É muito ruim. Estamos contratando desigualdade lá na frente. Porque nossa trajetória no mercado de trabalho está muito relacionada com o cuidado que recebemos na infância, quando o cérebro se forma. Se o principal insumo da economia são os cérebros, estamos cuidando mal deles com 45% das crianças na pobreza. É difícil que as habilidades cognitivas e socioemocionais sejam desenvolvidas se o cérebro da criança está lutando contra o estresse tóxico, se o seu corpo batalha por alimentação, se está combatendo vírus e outros invasores decorrentes de moradia ruim, saneamento precário.
Em relação à redução da pobreza, o estudo também menciona o recuo significativo entre jovens de 15 a 29 anos fora da escola e do trabalho…
Ótima notícia. Mas ainda temos metade dos jovens adultos negros sem concluir o ensino médio. É importante torcer para que o ensino integral e os programas de permanência no ensino médio sejam bem-sucedidos, como o Pé de Meia. De fato, parece haver desinteresse crescente pela educação, que precisa ser combatido urgentemente.
Quais são as implicações desse dado para o futuro do país, especialmente em relação à empregabilidade e à inclusão no mercado de trabalho?
É péssimo. Porque o momento de entrada no mercado de trabalho afeta o restante da trajetória. É um tempo que não volta. Deixa cicatrizes ou até sequelas. O termo que os economistas usam é histerese.

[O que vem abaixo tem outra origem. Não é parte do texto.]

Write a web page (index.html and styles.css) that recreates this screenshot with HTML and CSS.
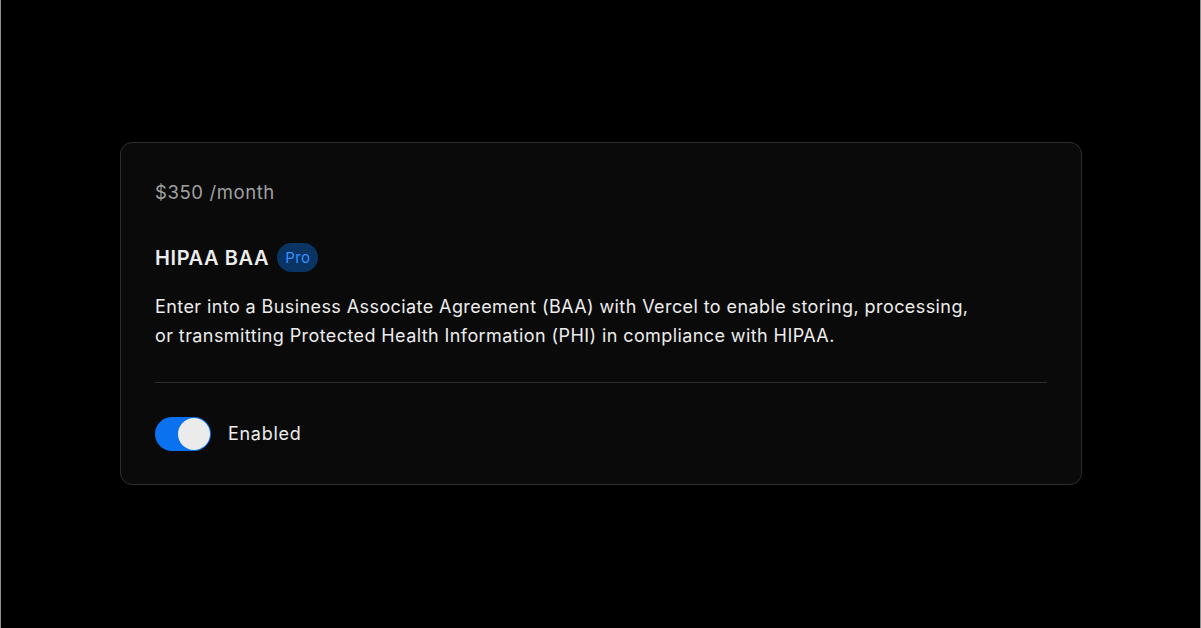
FILE: index.html
```html
<!DOCTYPE html>
<html lang="en">
<head>
  <meta charset="UTF-8">
  <meta name="viewport" content="width=device-width, initial-scale=1.0">
  <title>HIPAA BAA</title>
  <link rel="stylesheet" href="styles.css">
</head>
<body>
  <main class="stage">
    <section class="card">
      <p class="price">$350 /month</p>
      <div class="title-row">
        <h2 class="title">HIPAA BAA</h2>
        <span class="badge">Pro</span>
      </div>
      <p class="desc">Enter into a Business Associate Agreement (BAA) with Vercel to enable storing, processing,<br>or transmitting Protected Health Information (PHI) in compliance with HIPAA.</p>
      <hr class="divider">
      <label class="toggle-row">
        <span class="toggle"><span class="knob"></span></span>
        <span class="toggle-label">Enabled</span>
      </label>
    </section>
  </main>
</body>
</html>
```

FILE: styles.css
```css
html, body {
  margin: 0;
  height: 100%;
}

body {
  background-color: #000;
  font-family: Inter, "Noto Sans", sans-serif;
  color: #ededed;
  border-left: 1px solid #8f8f8f;
  border-right: 1px solid #8f8f8f;
  box-sizing: border-box;
}

.stage {
  padding: 142px 118px 0 119px;
}

.card {
  background-color: #0a0a0a;
  border: 1px solid #2e2e2e;
  border-radius: 12px;
  padding: 35px 34px 33px 34px;
  height: 343px;
  box-sizing: border-box;
}

.price {
  margin: 0;
  font-size: 18.5px;
  line-height: 28px;
  color: #a1a1a1;
  letter-spacing: 0.6px;
}

.title-row {
  display: flex;
  align-items: center;
  gap: 8px;
  margin-top: 37px;
}

.title {
  margin: 0;
  font-size: 20px;
  font-weight: 600;
  line-height: 28px;
  letter-spacing: 0.6px;
}

.badge {
  background-color: #0a3464;
  color: #3590ff;
  font-size: 15px;
  line-height: 29px;
  padding: 0 8px;
  border-radius: 15px;
  letter-spacing: 0.4px;
}

.desc {
  margin: 20px 0 0 0;
  font-size: 18px;
  line-height: 29px;
  color: #ededed;
  letter-spacing: 0.41px;
}

.divider {
  border: none;
  border-top: 1px solid #2e2e2e;
  margin: 32px 0 34px 0;
}

.toggle-row {
  display: flex;
  align-items: center;
  gap: 17px;
}

.toggle {
  width: 56px;
  height: 34px;
  border-radius: 17px;
  background-color: #0a72ef;
  display: flex;
  align-items: center;
  justify-content: flex-end;
  padding: 1px;
  box-sizing: border-box;
}

.knob {
  width: 32px;
  height: 32px;
  border-radius: 50%;
  background-color: #ebebeb;
}

.toggle-label {
  font-size: 18px;
  line-height: 28px;
  letter-spacing: 0.7px;
}
```
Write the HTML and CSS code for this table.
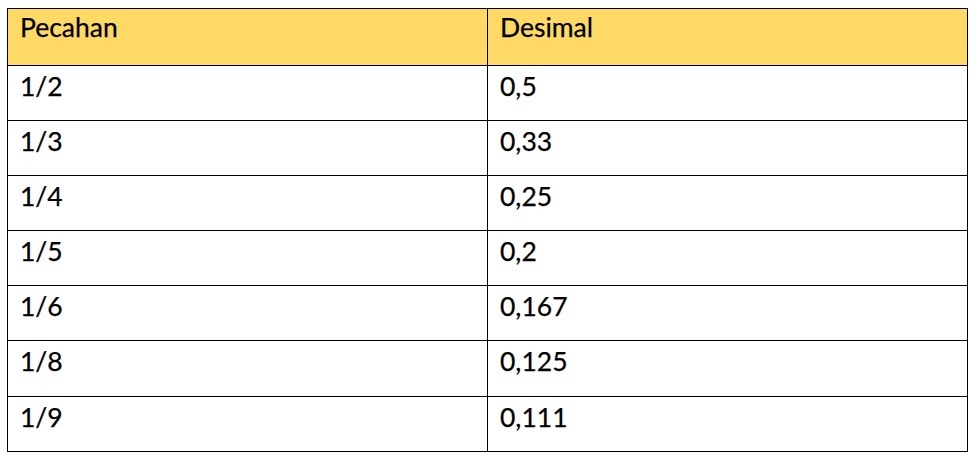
FILE: index.html
```html
<!DOCTYPE html>
<html lang="id">
<head>
<meta charset="utf-8">
<title>Pecahan dan Desimal</title>
<link rel="stylesheet" href="styles.css">
</head>
<body>
<table class="conv">
  <thead>
    <tr class="head"><th>Pecahan</th><th>Desimal</th></tr>
  </thead>
  <tbody>
    <tr><td>1/2</td><td>0,5</td></tr>
    <tr><td>1/3</td><td>0,33</td></tr>
    <tr><td>1/4</td><td>0,25</td></tr>
    <tr><td>1/5</td><td>0,2</td></tr>
    <tr><td>1/6</td><td>0,167</td></tr>
    <tr><td>1/8</td><td>0,125</td></tr>
    <tr><td>1/9</td><td>0,111</td></tr>
  </tbody>
</table>
</body>
</html>
```
FILE: styles.css
```css
html, body {
  margin: 0;
  padding: 0;
  background: #ffffff;
}
body {
  padding: 8px 0 0 7px;
  font-family: Lato, "Open Sans", sans-serif;
  color: #000;
}
.conv {
  border-collapse: collapse;
  width: 961px;
  table-layout: fixed;
}
.conv th, .conv td {
  border: 1.5px solid #000;
  text-align: left;
  vertical-align: top;
  font-weight: 400;
  font-size: 26.5px;
  line-height: 30px;
  padding: 5px 12px 0 12px;
  box-sizing: border-box;
  -webkit-text-stroke: 0.25px #000;
}
.conv th {
  height: 56.5px;
  padding-top: 3px;
}
.conv td {
  height: 55.2px;
}
.head {
  background: #ffd966;
}
```
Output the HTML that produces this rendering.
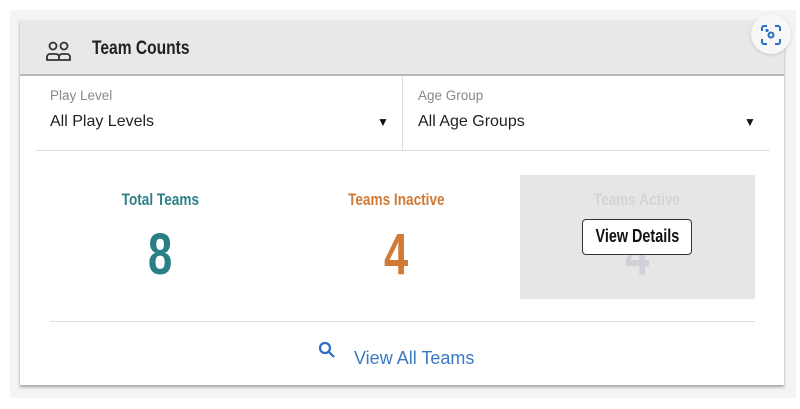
<!DOCTYPE html>
<html><head><meta charset="utf-8"><style>
*{margin:0;padding:0;box-sizing:border-box}
body{width:800px;height:409px;background:#fff;position:relative;overflow:hidden;font-family:"Liberation Sans",sans-serif}
.outer{position:absolute;left:10px;top:10px;width:786px;height:388px;background:#f4f4f4}
.card{position:absolute;left:20px;top:20px;width:764px;height:365px;background:#fff;box-shadow:0 2px 3px rgba(0,0,0,.35)}
.hdr{position:absolute;left:0;top:0;width:764px;height:56px;background:#e8e8e8;border-bottom:2px solid #b8b8b8}
.cond{font-family:"Liberation Sans",sans-serif;font-weight:bold;display:inline-block;transform-origin:center;transform:scaleX(.8)}
.t{position:absolute;left:72px;top:18px;font-size:19px;color:#222;transform-origin:left center}
.lbl{position:absolute;font-size:13.5px;color:#888}
.val{position:absolute;font-size:16px;color:#222}
.arr{position:absolute;font-size:12px;color:#111}
.stat{position:absolute;text-align:center;width:200px}
.num{font-size:58px;transform:scaleX(.75)}
.btn{position:absolute;left:562px;top:199px;width:110px;height:36px;border:1.5px solid #333;border-radius:4px;background:#fff;text-align:center;line-height:33px;color:#111}
</style></head><body>
<div class="outer"></div>
<div class="card">
 <div class="hdr">
  <svg style="position:absolute;left:25px;top:20px" width="28" height="22" viewBox="0 0 28 22" fill="none" stroke="#333" stroke-width="1.8">
   <circle cx="8" cy="6" r="3.5"/><circle cx="19" cy="6" r="3.5"/>
   <path d="M2 20v-3a3 3 0 0 1 3-3h6a3 3 0 0 1 3 3v3zM14 20v-3a3 3 0 0 1 3-3h5a3 3 0 0 1 3 3v3H14"/>
  </svg>
  <span class="cond t" style="transform:scaleX(.82)">Team Counts</span>
 </div>
 <div class="lbl" style="left:30px;top:68px">Play Level</div>
 <div class="val" style="left:30px;top:93px">All Play Levels</div>
 <div class="arr" style="left:357px;top:95px">▼</div>
 <div style="position:absolute;left:382px;top:56px;width:1px;height:74px;background:#ddd"></div>
 <div class="lbl" style="left:398px;top:68px">Age Group</div>
 <div class="val" style="left:398px;top:93px">All Age Groups</div>
 <div class="arr" style="left:724px;top:95px">▼</div>
 <div style="position:absolute;left:16px;top:130px;width:734px;height:1px;background:#ddd"></div>

 <div class="stat" style="left:40px;top:170px"><span class="cond" style="font-size:17px;color:#2d8088">Total Teams</span></div>
 <div class="stat" style="left:40px;top:201px"><span class="cond num" style="color:#2a7f86">8</span></div>
 <div class="stat" style="left:276px;top:170px"><span class="cond" style="font-size:17px;color:#d07a35">Teams Inactive</span></div>
 <div class="stat" style="left:276px;top:201px"><span class="cond num" style="color:#d07a35">4</span></div>
 <div style="position:absolute;left:500px;top:155px;width:235px;height:124px;background:#e6e6e6"></div>
 <div class="stat" style="left:517px;top:170px"><span class="cond" style="font-size:17px;color:#d4d4d8">Teams Active</span></div>
 <div class="stat" style="left:517px;top:201px"><span class="cond num" style="color:#d0d0d6">4</span></div>
 <div class="btn"><span class="cond" style="font-size:18px">View Details</span></div>

 <div style="position:absolute;left:30px;top:301px;width:705px;height:1px;background:#ddd"></div>
 <svg style="position:absolute;left:298px;top:321px" width="18" height="18" viewBox="0 0 18 18" fill="none" stroke="#2b6cc4" stroke-width="2.2"><circle cx="7" cy="7" r="5"/><path d="M10.5 10.5l5.5 5.5"/></svg>
 <div style="position:absolute;left:334px;top:328px;font-size:18px;color:#3b78c4">View All Teams</div>
</div>
<div style="position:absolute;left:751px;top:14px;width:40px;height:40px;border-radius:50%;background:#f7f7f7;box-shadow:0 1px 3px rgba(0,0,0,.15)"></div>
<svg style="position:absolute;left:760px;top:24px" width="22" height="22" viewBox="0 0 22 22" fill="none" stroke="#2670c9" stroke-width="2"><path d="M2 7V4a2 2 0 0 1 2-2h3M15 2h3a2 2 0 0 1 2 2v3M20 15v3a2 2 0 0 1-2 2h-3M7 20H4a2 2 0 0 1-2-2v-3"/><circle cx="11" cy="11" r="2.5"/><circle cx="7" cy="6.5" r=".6" fill="#2670c9"/></svg>
</body></html>
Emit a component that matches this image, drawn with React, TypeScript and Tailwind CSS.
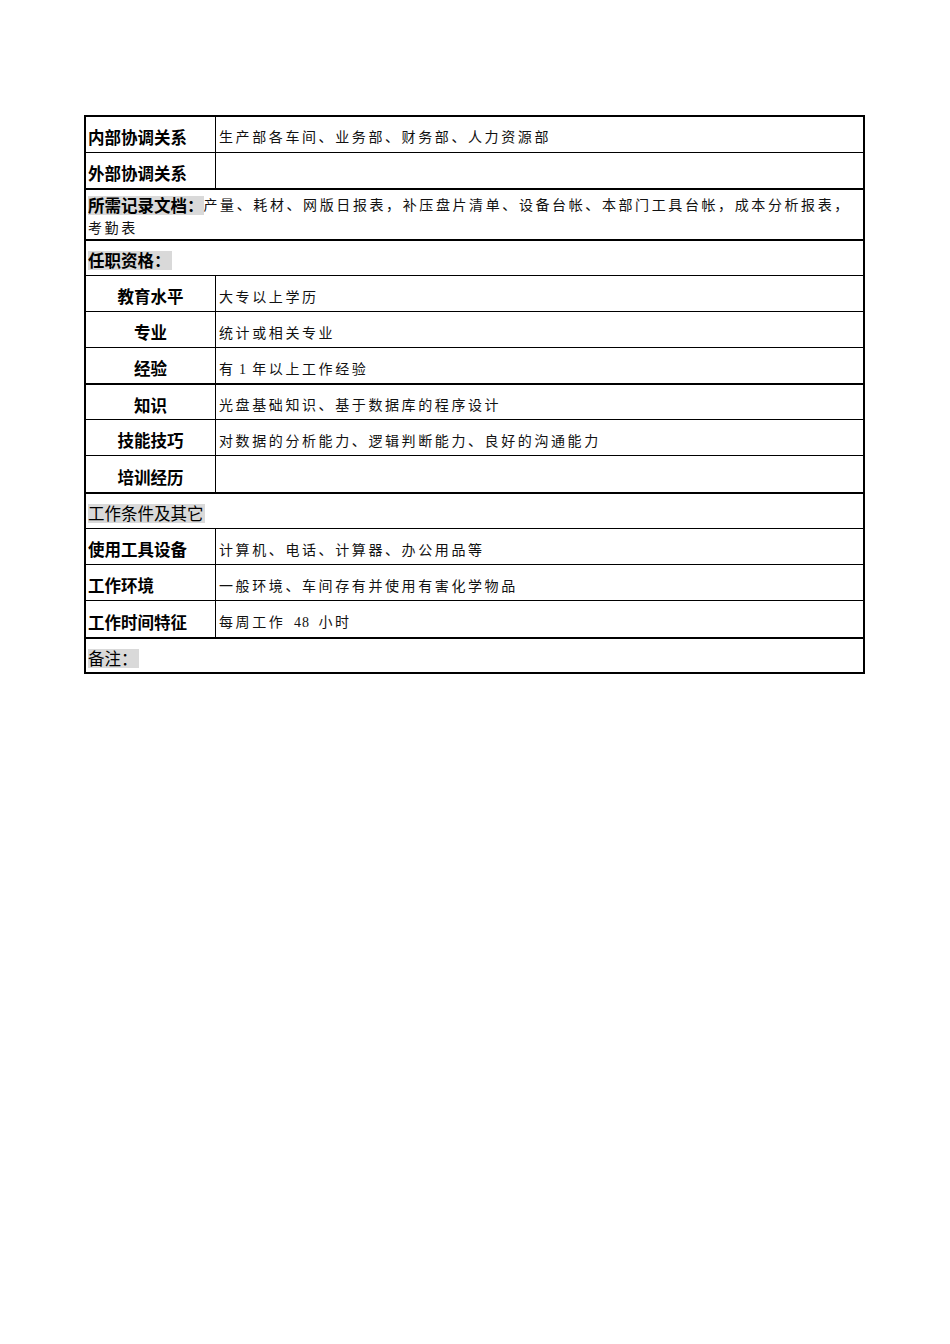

Sabemos há algum tempo que jovens que entram no mercado de trabalho durante uma recessão não vão ter a mesma remuneração lá na frente do que jovens com exatamente o mesmo perfil que tiveram sorte de ingressar em um período normal. Aumentar as taxas de conclusão no ensino médio e permitir um ingresso suave no mercado de trabalho é fundamental.